» Short problem:
Your task is to locate every line holding the string "React" and to copy each of them.

» Material:
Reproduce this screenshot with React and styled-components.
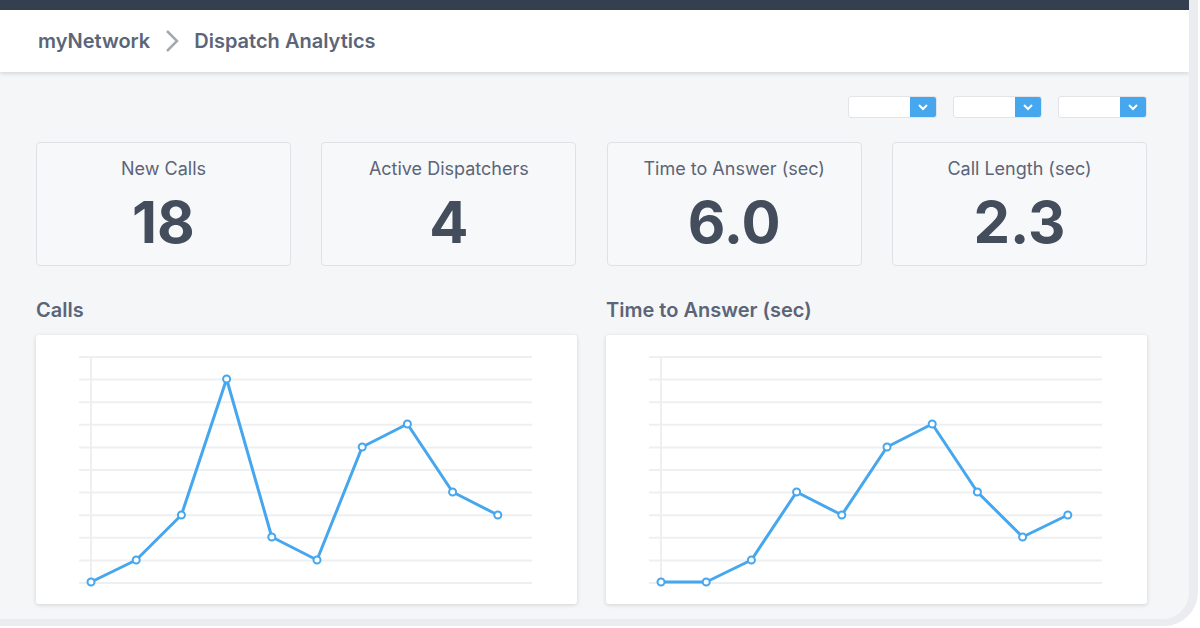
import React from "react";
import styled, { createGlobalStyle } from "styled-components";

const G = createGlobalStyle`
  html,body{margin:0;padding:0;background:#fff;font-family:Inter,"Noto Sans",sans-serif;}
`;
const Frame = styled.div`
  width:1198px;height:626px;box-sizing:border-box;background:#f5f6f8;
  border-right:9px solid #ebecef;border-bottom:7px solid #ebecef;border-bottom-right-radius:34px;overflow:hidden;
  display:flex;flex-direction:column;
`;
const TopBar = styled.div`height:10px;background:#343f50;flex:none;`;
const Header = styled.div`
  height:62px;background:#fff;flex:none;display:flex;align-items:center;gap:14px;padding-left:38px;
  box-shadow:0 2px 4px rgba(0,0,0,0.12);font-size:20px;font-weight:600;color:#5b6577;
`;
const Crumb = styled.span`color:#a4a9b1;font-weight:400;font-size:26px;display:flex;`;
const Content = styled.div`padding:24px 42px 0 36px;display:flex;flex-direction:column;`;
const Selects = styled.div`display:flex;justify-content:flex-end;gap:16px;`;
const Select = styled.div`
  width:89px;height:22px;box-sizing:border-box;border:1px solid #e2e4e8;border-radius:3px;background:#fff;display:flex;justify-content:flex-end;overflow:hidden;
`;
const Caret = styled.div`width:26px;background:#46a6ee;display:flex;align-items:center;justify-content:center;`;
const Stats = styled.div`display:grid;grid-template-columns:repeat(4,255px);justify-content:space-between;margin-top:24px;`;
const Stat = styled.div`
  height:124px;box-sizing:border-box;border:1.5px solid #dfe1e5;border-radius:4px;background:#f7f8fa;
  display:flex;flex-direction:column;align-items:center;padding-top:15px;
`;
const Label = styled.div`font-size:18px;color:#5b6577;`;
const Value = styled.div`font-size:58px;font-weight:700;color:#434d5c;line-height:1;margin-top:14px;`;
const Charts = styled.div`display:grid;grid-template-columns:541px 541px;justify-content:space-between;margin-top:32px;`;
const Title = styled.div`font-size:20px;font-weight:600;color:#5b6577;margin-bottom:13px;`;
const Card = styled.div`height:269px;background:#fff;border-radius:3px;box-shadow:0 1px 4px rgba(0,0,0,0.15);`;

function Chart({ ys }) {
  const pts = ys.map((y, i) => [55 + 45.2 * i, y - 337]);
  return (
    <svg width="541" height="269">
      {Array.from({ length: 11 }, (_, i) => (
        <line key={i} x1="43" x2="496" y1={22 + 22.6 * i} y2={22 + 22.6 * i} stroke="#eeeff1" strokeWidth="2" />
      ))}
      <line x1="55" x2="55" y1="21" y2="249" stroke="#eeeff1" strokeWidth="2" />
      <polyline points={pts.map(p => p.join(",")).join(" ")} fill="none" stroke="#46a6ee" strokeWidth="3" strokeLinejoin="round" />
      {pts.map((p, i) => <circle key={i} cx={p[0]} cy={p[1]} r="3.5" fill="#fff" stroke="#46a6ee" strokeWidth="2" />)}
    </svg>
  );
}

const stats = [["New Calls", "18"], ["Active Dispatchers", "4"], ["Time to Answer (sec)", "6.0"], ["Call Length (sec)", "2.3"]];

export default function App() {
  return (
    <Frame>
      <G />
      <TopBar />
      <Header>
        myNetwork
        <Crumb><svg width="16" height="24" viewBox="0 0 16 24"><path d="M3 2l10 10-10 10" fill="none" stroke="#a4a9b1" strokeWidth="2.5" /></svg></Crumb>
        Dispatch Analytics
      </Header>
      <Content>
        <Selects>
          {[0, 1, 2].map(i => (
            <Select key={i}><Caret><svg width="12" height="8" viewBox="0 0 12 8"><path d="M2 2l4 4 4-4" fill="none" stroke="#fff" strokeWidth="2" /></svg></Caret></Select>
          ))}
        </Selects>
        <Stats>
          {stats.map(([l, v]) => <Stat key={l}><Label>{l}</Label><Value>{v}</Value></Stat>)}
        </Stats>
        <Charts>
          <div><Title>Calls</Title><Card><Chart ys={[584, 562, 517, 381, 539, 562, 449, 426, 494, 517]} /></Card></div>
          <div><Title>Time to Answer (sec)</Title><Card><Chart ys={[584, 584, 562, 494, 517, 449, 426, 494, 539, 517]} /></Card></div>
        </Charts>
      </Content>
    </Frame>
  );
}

» Correct output:
Reproduce this screenshot with React and styled-components.
import React from "react";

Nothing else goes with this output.